Access attribute_hidden Functions in R Packages

Maybe the title should have been prepended with "Don't..."

The discussion below was written in the context of R 2.11.0, as distributed by Debian, and other web resources to date. The ideas below may not be portable to other distributions, operating systems, or future releases of R.

The source code of R is littered with "attribute_hidden" declarations. These declarations are a mechanism to ensure that the variable or function is only accessible by code in the core R distribution, and not by R extension packages. For example, the C function do_scan is declared attribute_hidden, presumably to promote use of the R function scan.

Package developers may consult with the R development community when they want to access attribute_hidden functions. It's much more elegant and useful to convince an R core developer to simply modify the attribute_hidden declaration, or to offer an alternative. In the meantime, we may want to use other methods to access attribute_hidden symbols at the C level. For instance, not every attribute_hidden function or variable has an R level counterpart. Another reason to access attribute_hidden symbols is to partially expose symbols related to R connections. However, an old comment in the R source code hints that a public connections API may be available to R packages in the future.

The attribute_hidden declaration is defined in multiple places in the R source code, including src/include/Defn.h:

#define attribute_hidden __attribute__ ((visibility ("hidden")))

This declaration is a compiler extension that affects how the symbol may be accessed. From the gcc documentation, the "hidden" attribute has the following meaning:

Hidden visibility indicates that the symbol will not be
placed into the dynamic symbol table, so no other "module"
(executable or shared library) can reference it directly.
Note that hidden symbols, while they cannot be referenced
directly by other modules, can be referenced indirectly via
function pointers

Clearly, attribute_hidden functions may be accessed using function pointers, which requires knowing the address where the function is loaded in memory when R is executed.
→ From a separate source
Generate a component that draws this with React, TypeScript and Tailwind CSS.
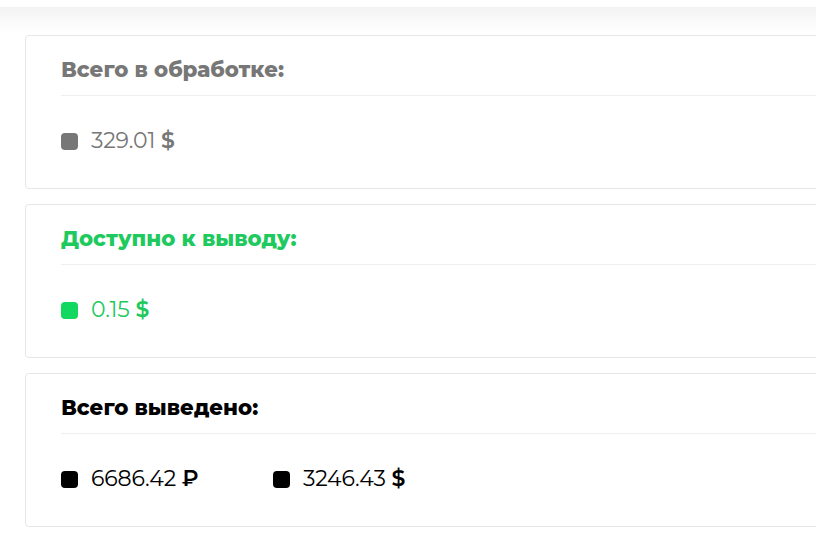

In general, this information is not accessible to R packages. However, this information may be available in the R executable file, or the R shared library. The trick is to extract the address of the function we want to use, and then construct a function pointer to use it.
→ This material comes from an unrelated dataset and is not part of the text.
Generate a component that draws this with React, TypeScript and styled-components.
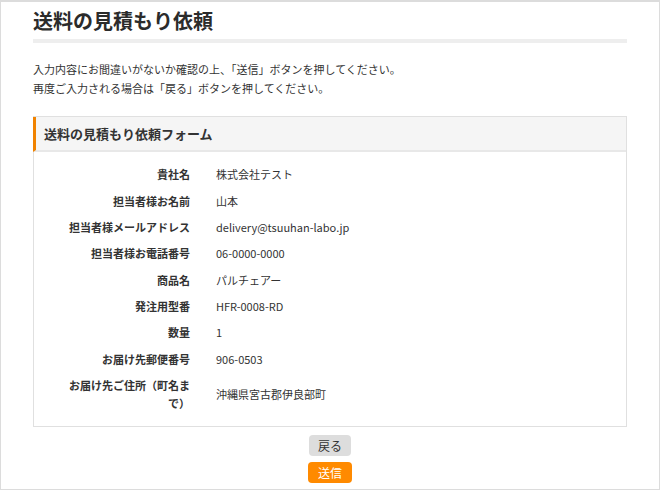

Suppose we want to use the attribute_hidden function getConnections_no_err, defined in the file src/main/connections.c:

attribute_hidden Rconnection getConnection_no_err(int n);

The first step is to find out the address of this function in memory when R is executed. As I mentioned this information may be stored in the R executable file, usually located at $(R_HOME)/bin/exec/R. The objdump program in the binutils package may be used to extract such information, when present:

$ objdump -t `R RHOME`/bin/exec/R | grep getConnection_no_err
0000000000509eb0 l     F .text	0000000000000024              .hidden getConnection_no_err

In this example, objdump outputs several pieces of information associated with the function getConnection_no_err, the first of which is the (hex) address where the function will be loaded in memory when R is executed. We can isolate this bit of information with an additional command:

$ objdump -t `R RHOME`/bin/exec/R | grep getConnection_no_err | awk '{print $1}'

The next step is to construct a function pointer that that we can assign this address, and thereby call the function. In our package source code, we would use the following declarations

#include <Rinternals.h>
typedef Rconnection (* FUNP)(int);
FUNP getConnection_no_err = (FUNP) 0x0000000000509eb0;

and then we could call the function with a statement like

Rconnection con = (*getConnection_no_err)(0);

However, in this particular case, we wouldn't be able to do much with the Rconnection pointer, other than pass it to another function. In order to get any useful information about the Rconnection, we would first need to copy the struct Rconn declaration from the file src/include/Rconnections.h file to our package source code. Of course, this is not considered "good" programming practice. However, Rconnections.h is not a public header. Until this header is made public, there would be little alternative.

This is the gist of how attribute_hidden symbols may be accessed in package code. There are various tricks that may be utilized to automate collecting the symbol address from the R executable. For those interested, I have prepared a small R extension package example_1.0.tar.gz containing a single function get_mode that is passed a connection description and returns the mode (e.g."rw"), by accessing the internal Rconnection pointer. For example:

> library(example)
> get_mode("stdin")
[1] "r"

Pay special attention to the file. This is where most of the work of finding the address for getConnection_no_err occurs. Also, note that this package passes R CMD check under R-2.11.0.

The trick of accessing attribute_hidden functions is not a "robust" method, as we might say in statistics. That is, it is easily broken. If objdump, grep, awk are not installed, the installation will fail. Also, if an incorrect address is found, installation may fail, or get_mode may result in a segmentation fault, or may produce other odd behavior. Please leave feedback if you try it out.